An authorized bank of foreign exchange shall establish an internal supervisory system on foreign exchange settlement and sales, and shall timely report to the local office of the State Administration of Exchange Control of the irregularity in its operation, if any.

Article 40
A domestic organization shall, in the place of its registration, choose a bank which carries on the foreign exchange business to open its foreign exchange account and to complete its settlement, sales and payment of foreign exchange pursuant to these Regulations. If a domestic organization desires to open a foreign exchange account in a place other than its registration or in a place outside China, it shall first apply to the foreign exchange office for approval.

Upon approval, an enterprise with foreign investment may, in the place of its registration, choose a bank which carries on the foreign exchange business to open a foreign exchange settlement account for its foreign exchange earnings under current account.

Article 41
All banks which carry on the foreign exchange business and domestic organizations involved in foreign exchange settlement, sales and payment shall unconditionally be subject to supervision and inspection by the foreign exchange offices, and shall present and provide relevant materials thereto.
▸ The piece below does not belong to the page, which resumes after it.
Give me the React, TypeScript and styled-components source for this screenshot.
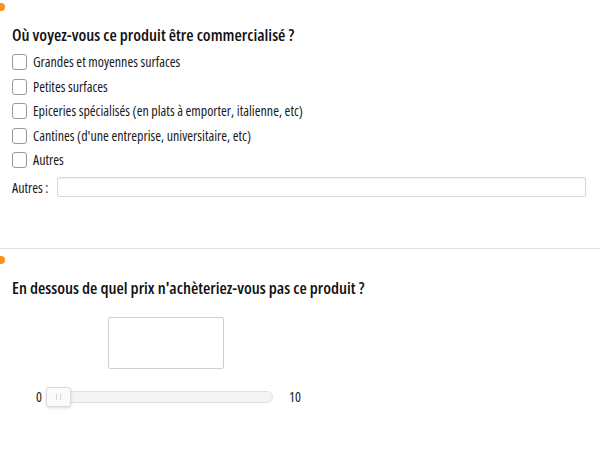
import React from 'react';
import styled, { createGlobalStyle } from 'styled-components';

const GlobalStyle = createGlobalStyle`
  html, body {
    margin: 0;
    padding: 0;
    background: #ffffff;
  }
  body {
    font-family: 'Open Sans', 'Liberation Sans', sans-serif;
    font-stretch: 75%;
    color: #111111;
    overflow: hidden;
  }
`;

const Page = styled.div`
  width: 600px;
  height: 450px;
  overflow: hidden;
`;

const Question = styled.section<{ $last?: boolean }>`
  position: relative;
  padding: ${p => (p.$last ? '26px 12px 0' : '22px 12px 51px')};
  border-bottom: ${p => (p.$last ? 'none' : '1px solid #e3e3e3')};
`;

const Dot = styled.span<{ $top: number }>`
  position: absolute;
  left: -3px;
  top: ${p => p.$top}px;
  width: 8px;
  height: 8px;
  border-radius: 50%;
  background: #f7931e;
`;

const Title = styled.h2<{ $gap: number }>`
  margin: 0 0 ${p => p.$gap}px;
  font-size: 16.8px;
  font-weight: 600;
  line-height: 26px;
  color: #111111;
`;

const Options = styled.div`
  display: flex;
  flex-direction: column;
  gap: 4.5px;
`;

const Option = styled.label`
  display: flex;
  align-items: center;
  gap: 6px;
  font-size: 14px;
  line-height: 20px;
  height: 20px;
  color: #1a1a1a;
`;

const Box = styled.span`
  width: 13px;
  height: 14px;
  border: 1px solid #999999;
  border-radius: 3px;
  background: #fff;
`;

const OtherRow = styled.div`
  display: flex;
  align-items: center;
  gap: 9px;
  margin-top: 7px;
  font-size: 14px;
  color: #1a1a1a;
`;

const TextInput = styled.div`
  flex: 1;
  height: 18px;
  border: 1px solid #d8d8d8;
  border-radius: 2px;
  box-shadow: inset 0 1px 1px rgba(0, 0, 0, 0.06);
  margin-right: 2px;
`;

const PriceBox = styled.div`
  margin-left: 96px;
  width: 114px;
  height: 50px;
  border: 1px solid #cfcfcf;
  border-radius: 2px;
`;

const SliderRow = styled.div`
  display: flex;
  align-items: center;
  gap: 4px;
  margin: 18px 0 0 24px;
  font-size: 14px;
  color: #222;
`;

const Track = styled.div`
  position: relative;
  width: 225px;
  height: 10px;
  margin-right: 12px;
  border: 1px solid #e0e0e0;
  border-radius: 6px;
  background: #f4f4f4;
`;

const Thumb = styled.div`
  position: absolute;
  left: -1px;
  top: -5px;
  width: 23px;
  height: 18px;
  border: 1px solid #dcdcdc;
  border-radius: 3px;
  background: #fafafa;
  box-shadow: 0 1px 3px rgba(0, 0, 0, 0.15);
  display: flex;
  align-items: center;
  justify-content: center;
  &::after {
    content: '';
    width: 3px;
    height: 6px;
    border-left: 1px solid #d4d4d4;
    border-right: 1px solid #d4d4d4;
  }
`;

const options = [
  'Grandes et moyennes surfaces',
  'Petites surfaces',
  'Epiceries spécialisés (en plats à emporter, italienne, etc)',
  "Cantines (d'une entreprise, universitaire, etc)",
  'Autres',
];

export default function App() {
  return (
    <Page>
      <GlobalStyle />
      <Question>
        <Dot $top={3} />
        <Title $gap={4}>Où voyez-vous ce produit être commercialisé ?</Title>
        <Options>
          {options.map(o => (
            <Option key={o}>
              <Box />
              {o}
            </Option>
          ))}
        </Options>
        <OtherRow>
          Autres :
          <TextInput />
        </OtherRow>
      </Question>
      <Question $last>
        <Dot $top={7} />
        <Title $gap={16}>En dessous de quel prix n'achèteriez-vous pas ce produit ?</Title>
        <PriceBox />
        <SliderRow>
          0
          <Track>
            <Thumb />
          </Track>
          10
        </SliderRow>
      </Question>
    </Page>
  );
}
If any one violates these Regulations, the foreign exchange office may impose thereon such penalties as a warning, confiscation of illegal gains, or fine. If a bank which carries on the foreign exchange business violates these Regulations and the violation is considered of a serious nature, the foreign exchange office may impose a temporary suspension on its operation in foreign exchange settlement and sales thereon.

Chapter V Supplementary Provisions

Article 42
The State Administration of Exchange Control is responsible for the interpretation of these Regulations.

Article 43 These Regulations shall enter into force on July 1, 1996. The Provisional Regulations on the Control of Foreign Exchange Settlement, Sale and Payment promulgated on March 26, 1994 shall be repealed on the same date. If any other provisions contradict with these Regulations, the latter shall prevail.